The picturesque lakeside arboretum of Lurgan Park, normally a sanctuary of tranquilly and respite from modern metropolitan living under went its yearly later-summer transformation into a high speed rally stage. The entry list was perhaps not as star-studded as previous years and suffered from late withdrawals of Derek McGarrity’s Ford Focus WRC and Eugene Donnelly in a Subaru Impreza S14 WRC. Nevertheless, 11 times winner, Kenny McKinstry was there to cement his reputation as the Park expert, whilst current Irish Tarmac Rally Championship leader, Garry Jennings a full-blown Impreza S12B WRC car at his disposal for the first time on the Park paths.
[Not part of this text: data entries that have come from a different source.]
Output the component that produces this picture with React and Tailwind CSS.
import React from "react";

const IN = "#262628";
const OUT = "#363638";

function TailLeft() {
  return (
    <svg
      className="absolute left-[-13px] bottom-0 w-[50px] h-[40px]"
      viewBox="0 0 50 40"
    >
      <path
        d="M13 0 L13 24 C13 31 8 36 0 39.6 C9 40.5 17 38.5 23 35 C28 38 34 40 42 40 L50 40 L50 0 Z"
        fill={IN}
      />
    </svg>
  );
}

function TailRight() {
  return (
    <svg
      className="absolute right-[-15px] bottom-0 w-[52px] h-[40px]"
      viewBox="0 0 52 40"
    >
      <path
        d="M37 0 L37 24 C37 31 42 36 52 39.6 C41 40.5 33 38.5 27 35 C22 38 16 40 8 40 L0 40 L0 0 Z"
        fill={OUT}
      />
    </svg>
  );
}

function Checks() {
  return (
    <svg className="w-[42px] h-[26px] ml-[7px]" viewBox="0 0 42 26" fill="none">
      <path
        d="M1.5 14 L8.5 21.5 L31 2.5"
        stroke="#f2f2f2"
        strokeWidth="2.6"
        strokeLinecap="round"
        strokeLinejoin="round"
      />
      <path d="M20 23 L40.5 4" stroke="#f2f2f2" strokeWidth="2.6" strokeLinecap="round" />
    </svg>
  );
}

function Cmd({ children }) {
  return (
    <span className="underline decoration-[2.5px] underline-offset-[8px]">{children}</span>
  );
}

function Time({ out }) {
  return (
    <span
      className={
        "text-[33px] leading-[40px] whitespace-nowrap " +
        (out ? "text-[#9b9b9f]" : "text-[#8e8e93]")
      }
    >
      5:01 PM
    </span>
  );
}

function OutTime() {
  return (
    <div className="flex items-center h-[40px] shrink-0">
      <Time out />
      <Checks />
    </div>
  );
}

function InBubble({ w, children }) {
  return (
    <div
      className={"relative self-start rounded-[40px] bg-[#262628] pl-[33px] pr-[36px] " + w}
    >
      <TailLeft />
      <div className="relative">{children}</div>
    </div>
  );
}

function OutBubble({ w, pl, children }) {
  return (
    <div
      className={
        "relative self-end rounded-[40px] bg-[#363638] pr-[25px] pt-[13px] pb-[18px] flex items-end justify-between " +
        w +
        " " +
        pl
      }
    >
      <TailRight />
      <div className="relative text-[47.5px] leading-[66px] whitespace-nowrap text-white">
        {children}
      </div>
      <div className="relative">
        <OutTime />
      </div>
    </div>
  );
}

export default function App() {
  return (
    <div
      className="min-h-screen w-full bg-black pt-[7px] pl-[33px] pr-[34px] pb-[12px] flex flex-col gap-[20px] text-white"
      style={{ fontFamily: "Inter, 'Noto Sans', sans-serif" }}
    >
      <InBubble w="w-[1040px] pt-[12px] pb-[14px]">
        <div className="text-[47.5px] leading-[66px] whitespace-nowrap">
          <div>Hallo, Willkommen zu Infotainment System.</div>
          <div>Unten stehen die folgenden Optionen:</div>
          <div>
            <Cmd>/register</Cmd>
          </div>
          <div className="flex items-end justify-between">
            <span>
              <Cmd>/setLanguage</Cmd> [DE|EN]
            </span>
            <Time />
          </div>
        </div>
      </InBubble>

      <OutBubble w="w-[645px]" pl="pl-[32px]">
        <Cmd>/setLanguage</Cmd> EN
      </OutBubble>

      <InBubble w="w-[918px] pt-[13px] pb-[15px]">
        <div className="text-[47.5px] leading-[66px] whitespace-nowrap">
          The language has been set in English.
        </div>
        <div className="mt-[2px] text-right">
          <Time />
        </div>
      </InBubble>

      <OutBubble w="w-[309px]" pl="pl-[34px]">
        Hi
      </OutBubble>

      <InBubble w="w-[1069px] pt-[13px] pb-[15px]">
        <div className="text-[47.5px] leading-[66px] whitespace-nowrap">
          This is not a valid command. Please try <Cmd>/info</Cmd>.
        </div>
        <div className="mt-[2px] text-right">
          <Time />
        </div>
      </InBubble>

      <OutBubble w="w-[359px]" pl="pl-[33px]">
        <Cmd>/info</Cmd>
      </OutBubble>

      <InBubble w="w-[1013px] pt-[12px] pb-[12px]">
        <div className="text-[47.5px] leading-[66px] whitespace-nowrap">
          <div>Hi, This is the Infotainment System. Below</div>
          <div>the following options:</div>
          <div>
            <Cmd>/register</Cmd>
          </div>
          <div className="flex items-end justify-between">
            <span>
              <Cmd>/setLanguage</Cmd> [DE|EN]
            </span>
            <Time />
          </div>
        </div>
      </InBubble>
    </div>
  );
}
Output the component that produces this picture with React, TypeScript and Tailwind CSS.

Other entries included a pair of JCW MINI WRC cars for Derek McGeehan and Alan Carmichael, a S9 Impreza WRC for Kevin Kelleher and Ray Brammer brought his S8 Impreza all the way from England to experience some park life. The father and son pairing of Denis and Stuart Biggerstaff had an Impreza WRC and MG Metro 6R4 in the line-up, whilst pick of the ever popular Ford Escorts belonged to Wesley Patterson and Frank Kelly.
The rally followed the usual format – a first stage dash through the trees and round the lake, repeated three times; a second, new stage, starting on gravel, run twice; and a final three sprints starting at the lake, weaving its way through the Park and finishing on the wide (by Lurgan Park standards) tarmac avenue. The key to success in Lurgan Park is a strong start. The short, sharp nature of the event means that every tenth of a second counts. Losing a second on a rival can be impossible to claw back. Garry Jennings knows this all too well and when he hit the lead on the first test of the day, there was very little chance of anyone reeling him back in. He dominated the event from start to finish and won at a canter.
Down the field, class battles raged. Frank Kelly, in particular, set some blistering early times in his Escort, eclipsing his rivals and embarrassing some of the other, more advanced WRC machinery. Any hopes of a fine finish faded, when he lost ten seconds sliding into a bush on stage 3. Wesley Patterson seized the opportunity to take the class lead and it never left his grasp for the rest of the event.
Mark Massey took Group N honours from Andrew Mullen, both in Mitsubishi Lancers. The entertainer of the day proved to be Fermanagh man, Raymond Johnston. His Escort spent most to the day swinging its tail through the trees, like the happiest monkey in the rainforest. His spectacular sideways style was by no means the quickest, but every time he started a stage, the crowd were captivated.
As well as the rally action, the event was supported by a radio controlled car racing demonstrations, show car displays and some truly beautiful classic 70s and 80s rally cars from the Slowly Sideways stable.
Lurgan Park remains a highlight in the Irish rally calendar and opens the world of stage rallying to the wider public. However, the proliferation of barriers can prove to be an exceptional frustration for experienced fans seeking a decent vantage point.